▶ _THE REQUEST_: Using the records below, copy exactly the part that opens with the line holding "Emit a component" and closes with the line holding "import React from", minus the pictures.

Pages as source code
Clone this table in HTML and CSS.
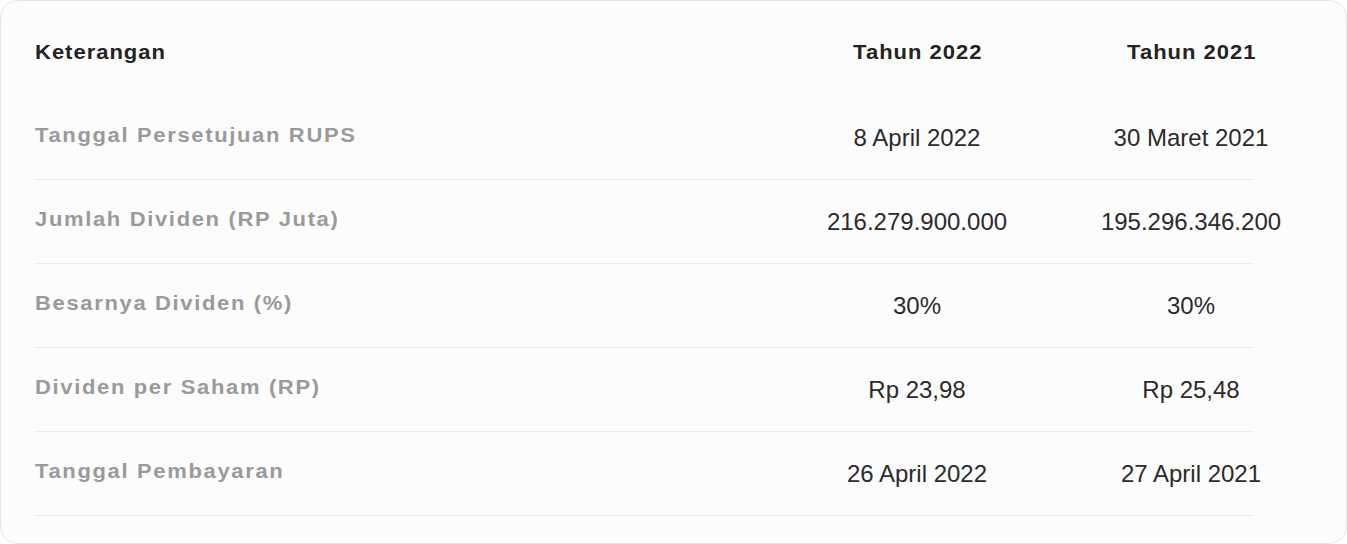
FILE: index.html
```html
<!DOCTYPE html>
<html lang="id">
<head>
<meta charset="utf-8">
<title>Dividen</title>
<link rel="stylesheet" href="styles.css">
</head>
<body>
<div class="card">
  <div class="table">
    <div class="row head">
      <div class="cell label-col"><span class="wide left">Keterangan</span></div>
      <div class="cell val"><span class="wide">Tahun 2022</span></div>
      <div class="cell val"><span class="wide">Tahun 2021</span></div>
    </div>
    <div class="row">
      <div class="cell label-col label"><span class="wide left">Tanggal Persetujuan RUPS</span></div>
      <div class="cell val">8 April 2022</div>
      <div class="cell val">30 Maret 2021</div>
    </div>
    <div class="row">
      <div class="cell label-col label"><span class="wide left">Jumlah Dividen (RP Juta)</span></div>
      <div class="cell val">216.279.900.000</div>
      <div class="cell val">195.296.346.200</div>
    </div>
    <div class="row">
      <div class="cell label-col label"><span class="wide left">Besarnya Dividen (%)</span></div>
      <div class="cell val">30%</div>
      <div class="cell val">30%</div>
    </div>
    <div class="row">
      <div class="cell label-col label"><span class="wide left">Dividen per Saham (RP)</span></div>
      <div class="cell val">Rp 23,98</div>
      <div class="cell val">Rp 25,48</div>
    </div>
    <div class="row">
      <div class="cell label-col label"><span class="wide left">Tanggal Pembayaran</span></div>
      <div class="cell val">26 April 2022</div>
      <div class="cell val">27 April 2021</div>
    </div>
  </div>
</div>
</body>
</html>
```

FILE: styles.css
```css
html, body {
  margin: 0;
  padding: 0;
  background: #ffffff;
}

body {
  font-family: "Liberation Sans", Arial, sans-serif;
  color: #2b2b2b;
}

.card {
  box-sizing: border-box;
  width: 1347px;
  height: 544px;
  border: 1px solid #e4e4e4;
  border-radius: 18px;
  background: #fcfcfc;
  padding: 0 0 27px 34px;
}

.table {
  width: 1218px;
  display: flex;
  flex-direction: column;
}

.row {
  box-sizing: border-box;
  display: grid;
  grid-template-columns: 757px 250px 298px;
  align-items: center;
  height: 84px;
  border-bottom: 1px solid #ebebeb;
}

.row.head {
  height: 95px;
  padding-top: 7px;
  border-bottom: none;
}

.cell {
  white-space: nowrap;
}

.val {
  text-align: center;
  font-size: 24px;
  color: #2b2b2b;
}

.wide {
  display: inline-block;
  transform: scaleX(1.1);
  transform-origin: center;
}

.wide.left {
  transform-origin: left center;
}

.head .cell {
  font-size: 20px;
  font-weight: 700;
  letter-spacing: 0.9px;
  color: #232323;
}

.head .val {
  padding-left: 2px;
}

.label {
  font-size: 20px;
  font-weight: 700;
  letter-spacing: 1.5px;
  color: #9a9a9a;
  padding-bottom: 5px;
}
```
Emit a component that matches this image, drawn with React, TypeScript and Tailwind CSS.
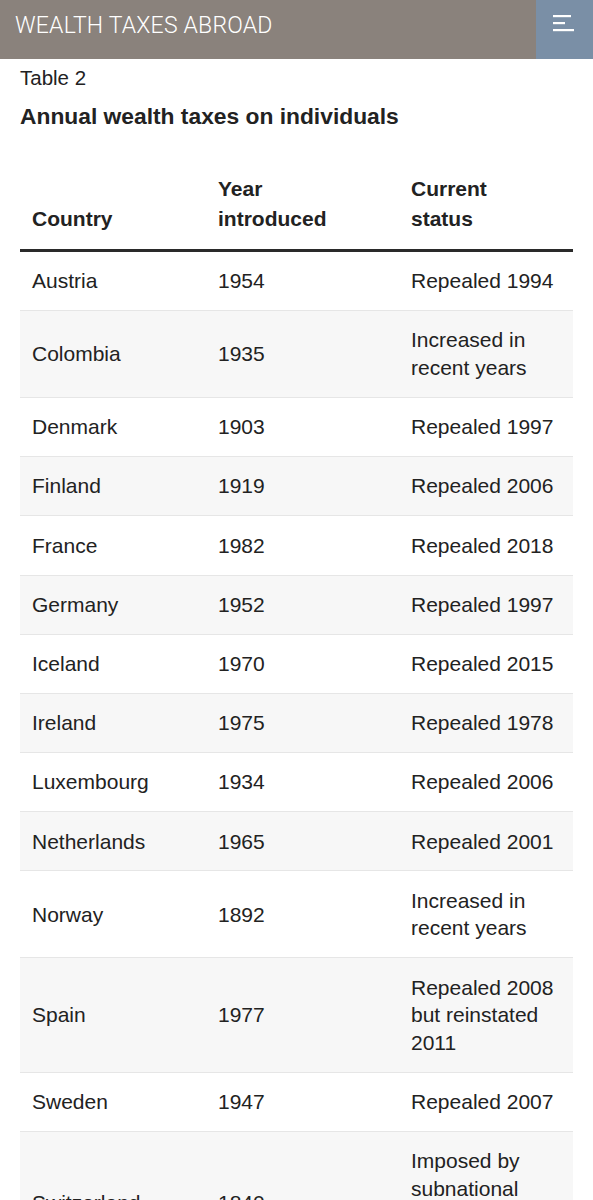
import React from "react";

const rows: [string, string, string][] = [
  ["Austria", "1954", "Repealed 1994"],
  ["Colombia", "1935", "Increased in recent years"],
  ["Denmark", "1903", "Repealed 1997"],
  ["Finland", "1919", "Repealed 2006"],
  ["France", "1982", "Repealed 2018"],
  ["Germany", "1952", "Repealed 1997"],
  ["Iceland", "1970", "Repealed 2015"],
  ["Ireland", "1975", "Repealed 1978"],
  ["Luxembourg", "1934", "Repealed 2006"],
  ["Netherlands", "1965", "Repealed 2001"],
  ["Norway", "1892", "Increased in recent years"],
  ["Spain", "1977", "Repealed 2008 but reinstated 2011"],
  ["Sweden", "1947", "Repealed 2007"],
  ["Switzerland", "1840", "Imposed by subnational governments (cantons)"],
];

export default function App() {
  return (
    <div className="w-[593px] bg-white text-[#222]" style={{ fontFamily: '"Liberation Sans", Arial, sans-serif' }}>
      <header className="flex h-[59px] bg-[#8a827c]">
        <div className="flex-1 pl-[15px] pt-[9px] text-[23px] font-light tracking-[0.2px] text-white" style={{ fontFamily: 'Roboto, "Liberation Sans", sans-serif' }}>
          WEALTH TAXES ABROAD
        </div>
        <div className="flex w-[57px] items-start justify-start bg-[#7a8fa6] pl-[17px] pt-[15px]">
          <svg width="22" height="18" viewBox="0 0 22 18">
            <rect x="0" y="0" width="18" height="2.2" fill="#fff" />
            <rect x="0" y="7" width="12" height="2.2" fill="#fff" />
            <rect x="0" y="14" width="21" height="2.2" fill="#fff" />
          </svg>
        </div>
      </header>
      <div className="px-5">
        <div className="pt-[6px] text-[20.5px] leading-[26px]">Table 2</div>
        <h1 className="mt-[11px] text-[22.8px] font-bold leading-[28px]">Annual wealth taxes on individuals</h1>
        <div className="mt-[44px]">
          <div className="grid grid-cols-[186px_193px_1fr] items-end border-b-[3px] border-[#2a2a2a] pb-[15px] text-[21px] font-bold leading-[30px]">
            <div className="pl-3">Country</div>
            <div className="pl-3">Year<br />introduced</div>
            <div className="pl-3">Current<br />status</div>
          </div>
          {rows.map((r, i) => (
            <div
              key={r[0]}
              className={`grid grid-cols-[186px_193px_1fr] items-center border-b border-[#e6e6e6] py-[15.3px] text-[21px] leading-[27.6px] ${i % 2 === 1 ? "bg-[#f7f7f7]" : "bg-white"}`}
            >
              <div className="pl-3">{r[0]}</div>
              <div className="pl-3">{r[1]}</div>
              <div className="pl-3 pr-2">{r[2]}</div>
            </div>
          ))}
        </div>
      </div>
    </div>
  );
}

▶ _THE SOLUTION_:
Emit a component that matches this image, drawn with React, TypeScript and Tailwind CSS.
import React from "react";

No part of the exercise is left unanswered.